Classes Are Not Equal: An Empirical Study on Image Recognition Fairness
Jiequan Cui, Beier Zhu, Xin Wen, Xiaojuan Qi, Bei Yu, Hanwang Zhang

TL;DR
This empirical study investigates fairness issues in image recognition, revealing that class disparity stems from representation problems and is influenced by model biases, with data augmentation helping improve fairness.
Contribution
The paper introduces the concept of Model Prediction Bias and demonstrates its role in class fairness disparities in image recognition models.
Findings
Fairness issues are due to representation problems, not classifier bias.
Models show greater prediction bias for harder-to-recognize classes.

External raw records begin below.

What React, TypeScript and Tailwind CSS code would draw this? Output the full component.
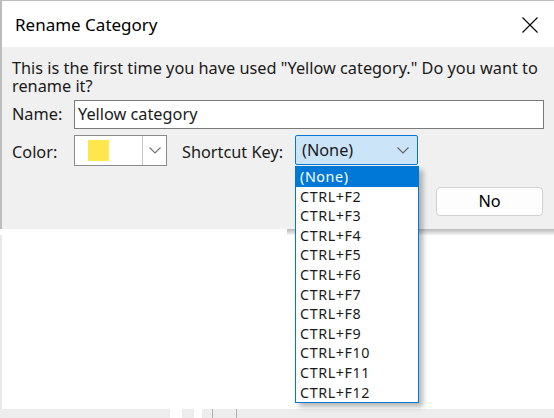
import React from "react";

const FONT = "font-['Noto_Sans','Open_Sans',sans-serif]";

const KEYS = [
  "(None)",
  "CTRL+F2",
  "CTRL+F3",
  "CTRL+F4",
  "CTRL+F5",
  "CTRL+F6",
  "CTRL+F7",
  "CTRL+F8",
  "CTRL+F9",
  "CTRL+F10",
  "CTRL+F11",
  "CTRL+F12",
];

function Chevron({ className = "" }: { className?: string }) {
  return (
    <svg width="12" height="7" viewBox="0 0 12 7" className={className}>
      <path d="M0.5 0.5 L6 6 L11.5 0.5" fill="none" stroke="currentColor" strokeWidth="1.1" />
    </svg>
  );
}

function ShortcutList() {
  return (
    <div className="absolute left-[295px] top-[166px] w-[124px] border border-[#0078d7] bg-white shadow-[4px_4px_5px_rgba(0,0,0,0.28)]">
      {KEYS.map((k, i) => (
        <div
          key={k}
          className={`h-[19.6px] pl-[4px] text-[14.3px] leading-[19.6px] tracking-[0.6px] ${
            i === 0 ? "bg-[#0078d7] text-white" : "text-[#1a1a1a]"
          }`}
        >
          {k}
        </div>
      ))}
    </div>
  );
}

export default function App() {
  return (
    <div className={`relative h-[418px] w-[554px] overflow-hidden bg-white ${FONT}`}>
      {/* dialog */}
      <div className="flex h-[229px] flex-col border-l-2 border-t border-[#bcbcbc]">
        <div className="flex h-[46px] items-center justify-between bg-white pl-[13px] pr-[16px]">
          <span className="pt-[2px] text-[17px] text-black">Rename Category</span>
          <svg width="16" height="16" viewBox="0 0 16 16" className="mt-[2px] text-black">
            <path d="M0.5 0.5 L15.5 15.5 M15.5 0.5 L0.5 15.5" stroke="currentColor" strokeWidth="1.1" />
          </svg>
        </div>

        <div className="flex flex-1 flex-col bg-[#f0f0f0] pl-[10px] pr-[8px] pt-[12px] text-[16.3px] text-[#1a1a1a]">
          <p className="leading-[18px]">
            This is the first time you have used "Yellow category." Do you want to rename it?
          </p>

          <div className="mt-[5px] flex h-[29px] items-center">
            <span className="w-[62px]">Name:</span>
            <div className="flex h-full w-[470px] items-center border border-[#7a7a7a] bg-white pl-[3px]">
              Yellow category
            </div>
          </div>

          <div className="mt-[6px] flex items-start">
            <span className="mt-[5px] w-[62px]">Color:</span>
            <div className="flex h-[31px] w-[93px] border border-[#8a8a8a] bg-white">
              <div className="flex flex-1 items-center pl-[13px]">
                <div className="h-[21px] w-[21px] bg-[#fde74c]" />
              </div>
              <div className="flex w-[24px] items-center justify-center border-l border-[#c4c4c4] text-[#707070]">
                <Chevron />
              </div>
            </div>
            <span className="ml-[15px] mt-[5px] w-[113px]">Shortcut Key:</span>
            <div className="flex h-[30px] w-[123px] items-center justify-between rounded-[2px] border border-[#0078d7] bg-[#cce4f7] pl-[6px] pr-[8px]">
              <span>(None)</span>
              <Chevron className="text-[#606060]" />
            </div>
          </div>

          <div className="mt-[21px] flex justify-end pr-[3px]">
            <div className="flex h-[29px] w-[107px] items-center justify-center rounded-[4px] border border-[#d0d0d0] bg-[#fdfdfd] text-black">
              No
            </div>
          </div>
        </div>
      </div>

      {/* app behind the dialog */}
      <div className="flex h-[6px]">
        <div className="w-[287px]" />
        <div className="flex-1 bg-gradient-to-b from-[#b8b8b8] to-[#f4f4f4]" />
      </div>
      <div className="flex h-[174px]">
        <div className="w-[2px] bg-[#e8e8e8]" />
        <div className="flex-1" />
      </div>
      <div className="flex h-[9px] bg-[#ededed]">
        <div className="ml-[170px] w-[12px] bg-white" />
        <div className="ml-[12px] w-[8px] bg-white" />
        <div className="ml-[10px] w-px bg-[#b0b0b0]" />
        <div className="ml-[23px] w-px bg-[#b0b0b0]" />
      </div>

      <ShortcutList />
    </div>
  );
}
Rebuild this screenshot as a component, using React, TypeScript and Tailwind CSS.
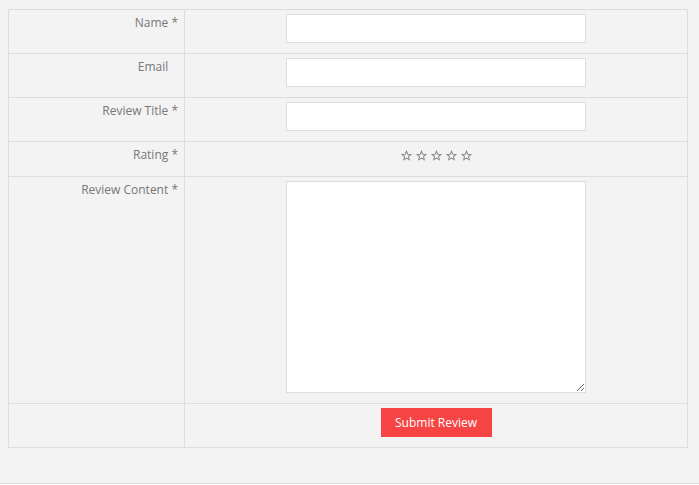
import React from 'react'

const Star = () => (
  <svg width="11" height="11" viewBox="0 0 24 24" fill="none" stroke="#8a8a8a" strokeWidth="2.2" strokeLinejoin="miter">
    <path d="M12 2.5l2.7 6.6 7.1.5-5.4 4.6 1.7 7-6.1-3.8-6.1 3.8 1.7-7-5.4-4.6 7.1-.5z" />
  </svg>
)

interface RowProps {
  label: string
  required?: boolean
  height: string
  children?: React.ReactNode
}

const Row: React.FC<RowProps> = ({ label, required, height, children }) => (
  <div className={`flex border-b border-[#dddddd] last:border-b-0 ${height}`}>
    <div className="w-[176px] shrink-0 border-r border-[#dddddd] pt-[4px] pr-[6px] text-right text-[12px] leading-[18px] text-[#777777]">
      {label && (
        <>
          {label}{' '}
          <span className={required ? '' : 'invisible'}>*</span>
        </>
      )}
    </div>
    <div className="flex-1 flex justify-center pt-[4px]">{children}</div>
  </div>
)

export default function App() {
  return (
    <div
      className="h-[484px] bg-[#f3f3f3] pt-[9px] pl-[8px] pr-[11px] border-b border-[#dddddd]"
      style={{ fontFamily: '"Open Sans", "Liberation Sans", sans-serif' }}
    >
      <form className="w-[680px] border border-[#dddddd] bg-[#f3f3f3]">
        <Row label="Name" required height="h-[44px]">
          <input type="text" className="w-[300px] h-[29px] bg-white border border-[#dddddd] outline-none" />
        </Row>
        <Row label="Email" height="h-[44px]">
          <input type="email" className="w-[300px] h-[29px] bg-white border border-[#dddddd] outline-none" />
        </Row>
        <Row label="Review Title" required height="h-[44px]">
          <input type="text" className="w-[300px] h-[29px] bg-white border border-[#dddddd] outline-none" />
        </Row>
        <Row label="Rating" required height="h-[35px]">
          <div className="flex gap-[4px] pt-[4px]">
            <Star />
            <Star />
            <Star />
            <Star />
            <Star />
          </div>
        </Row>
        <Row label="Review Content" required height="h-[227px]">
          <textarea className="w-[300px] h-[212px] bg-white border border-[#dddddd] outline-none resize" />
        </Row>
        <Row label="" height="h-[43px]">
          <button
            type="button"
            className="w-[111px] h-[29px] bg-[#f64343] text-white text-[12px] leading-[29px]"
          >
            Submit Review
          </button>
        </Row>
      </form>
    </div>
  )
}
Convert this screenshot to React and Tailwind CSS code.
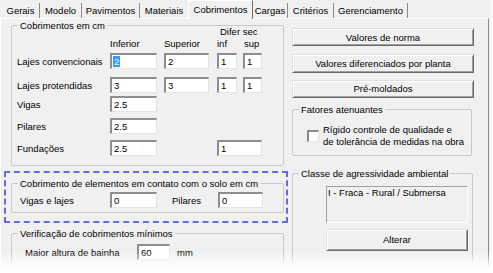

Data augmentation and representation learning can improve fairness.
Abstract
In this paper, we present an empirical study on image recognition fairness, i.e., extreme class accuracy disparity on balanced data like ImageNet. We experimentally demonstrate that classes are not equal and the fairness issue is prevalent for image classification models across various datasets, network architectures, and model capacities. Moreover, several intriguing properties of fairness are identified. First, the unfairness lies in problematic representation rather than classifier bias. Second, with the proposed concept of Model Prediction Bias, we investigate the origins of problematic representation during optimization. Our findings reveal that models tend to exhibit greater prediction biases for classes that are more challenging to recognize. It means that more other classes will be confused with harder classes. Then the False Positives (FPs) will dominate the learning in…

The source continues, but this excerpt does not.